> **Stated problem**
Extract the full listing verbatim and drop any pictures from your copy.

> **Supplied information**
+ + + +
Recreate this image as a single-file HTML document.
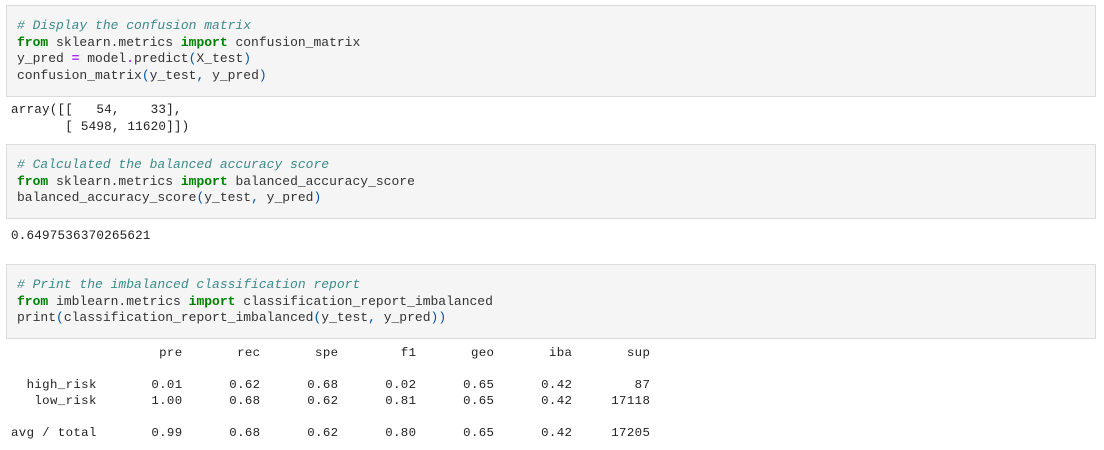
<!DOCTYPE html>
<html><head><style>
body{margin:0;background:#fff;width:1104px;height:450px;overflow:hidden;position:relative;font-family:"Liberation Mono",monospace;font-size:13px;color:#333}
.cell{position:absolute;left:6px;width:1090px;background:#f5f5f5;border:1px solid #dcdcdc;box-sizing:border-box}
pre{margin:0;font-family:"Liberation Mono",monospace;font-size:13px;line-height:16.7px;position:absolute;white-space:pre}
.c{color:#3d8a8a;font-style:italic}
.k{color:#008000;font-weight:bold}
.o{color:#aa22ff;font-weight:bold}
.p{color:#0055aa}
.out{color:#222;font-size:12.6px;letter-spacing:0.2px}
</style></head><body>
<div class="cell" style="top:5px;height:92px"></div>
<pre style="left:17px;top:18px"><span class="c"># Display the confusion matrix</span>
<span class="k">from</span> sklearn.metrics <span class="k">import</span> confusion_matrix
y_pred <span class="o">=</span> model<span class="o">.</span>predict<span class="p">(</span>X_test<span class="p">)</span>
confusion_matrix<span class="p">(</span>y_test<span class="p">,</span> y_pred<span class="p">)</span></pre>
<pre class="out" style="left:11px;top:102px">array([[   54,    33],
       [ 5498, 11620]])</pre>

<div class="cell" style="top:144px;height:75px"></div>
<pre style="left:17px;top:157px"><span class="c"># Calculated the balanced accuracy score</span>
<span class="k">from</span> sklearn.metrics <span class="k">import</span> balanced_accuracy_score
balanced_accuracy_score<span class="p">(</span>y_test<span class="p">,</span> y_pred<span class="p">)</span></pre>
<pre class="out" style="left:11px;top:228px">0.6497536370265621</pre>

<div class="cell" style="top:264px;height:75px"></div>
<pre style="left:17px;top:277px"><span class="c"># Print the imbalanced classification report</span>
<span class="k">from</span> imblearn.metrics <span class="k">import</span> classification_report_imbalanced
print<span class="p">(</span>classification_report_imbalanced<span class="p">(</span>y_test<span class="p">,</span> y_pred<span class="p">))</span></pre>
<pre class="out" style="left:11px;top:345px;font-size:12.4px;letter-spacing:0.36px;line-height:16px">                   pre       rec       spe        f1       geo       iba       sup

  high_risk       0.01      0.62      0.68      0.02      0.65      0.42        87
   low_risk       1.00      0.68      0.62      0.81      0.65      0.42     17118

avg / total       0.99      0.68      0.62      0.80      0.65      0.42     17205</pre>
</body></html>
+ + + +
> **Response to the exercise**
Recreate this image as a single-file HTML document.
<!DOCTYPE html>
<html><head><style>
body{margin:0;background:#fff;width:1104px;height:450px;overflow:hidden;position:relative;font-family:"Liberation Mono",monospace;font-size:13px;color:#333}
.cell{position:absolute;left:6px;width:1090px;background:#f5f5f5;border:1px solid #dcdcdc;box-sizing:border-box}
pre{margin:0;font-family:"Liberation Mono",monospace;font-size:13px;line-height:16.7px;position:absolute;white-space:pre}
.c{color:#3d8a8a;font-style:italic}
.k{color:#008000;font-weight:bold}
.o{color:#aa22ff;font-weight:bold}
.p{color:#0055aa}
.out{color:#222;font-size:12.6px;letter-spacing:0.2px}
</style></head><body>
<div class="cell" style="top:5px;height:92px"></div>
<pre style="left:17px;top:18px"><span class="c"># Display the confusion matrix</span>
<span class="k">from</span> sklearn.metrics <span class="k">import</span> confusion_matrix
y_pred <span class="o">=</span> model<span class="o">.</span>predict<span class="p">(</span>X_test<span class="p">)</span>
confusion_matrix<span class="p">(</span>y_test<span class="p">,</span> y_pred<span class="p">)</span></pre>
<pre class="out" style="left:11px;top:102px">array([[   54,    33],
       [ 5498, 11620]])</pre>

<div class="cell" style="top:144px;height:75px"></div>
<pre style="left:17px;top:157px"><span class="c"># Calculated the balanced accuracy score</span>
<span class="k">from</span> sklearn.metrics <span class="k">import</span> balanced_accuracy_score
balanced_accuracy_score<span class="p">(</span>y_test<span class="p">,</span> y_pred<span class="p">)</span></pre>
<pre class="out" style="left:11px;top:228px">0.6497536370265621</pre>

<div class="cell" style="top:264px;height:75px"></div>
<pre style="left:17px;top:277px"><span class="c"># Print the imbalanced classification report</span>
<span class="k">from</span> imblearn.metrics <span class="k">import</span> classification_report_imbalanced
print<span class="p">(</span>classification_report_imbalanced<span class="p">(</span>y_test<span class="p">,</span> y_pred<span class="p">))</span></pre>
<pre class="out" style="left:11px;top:345px;font-size:12.4px;letter-spacing:0.36px;line-height:16px">                   pre       rec       spe        f1       geo       iba       sup

  high_risk       0.01      0.62      0.68      0.02      0.65      0.42        87
   low_risk       1.00      0.68      0.62      0.81      0.65      0.42     17118

avg / total       0.99      0.68      0.62      0.80      0.65      0.42     17205</pre>
</body></html>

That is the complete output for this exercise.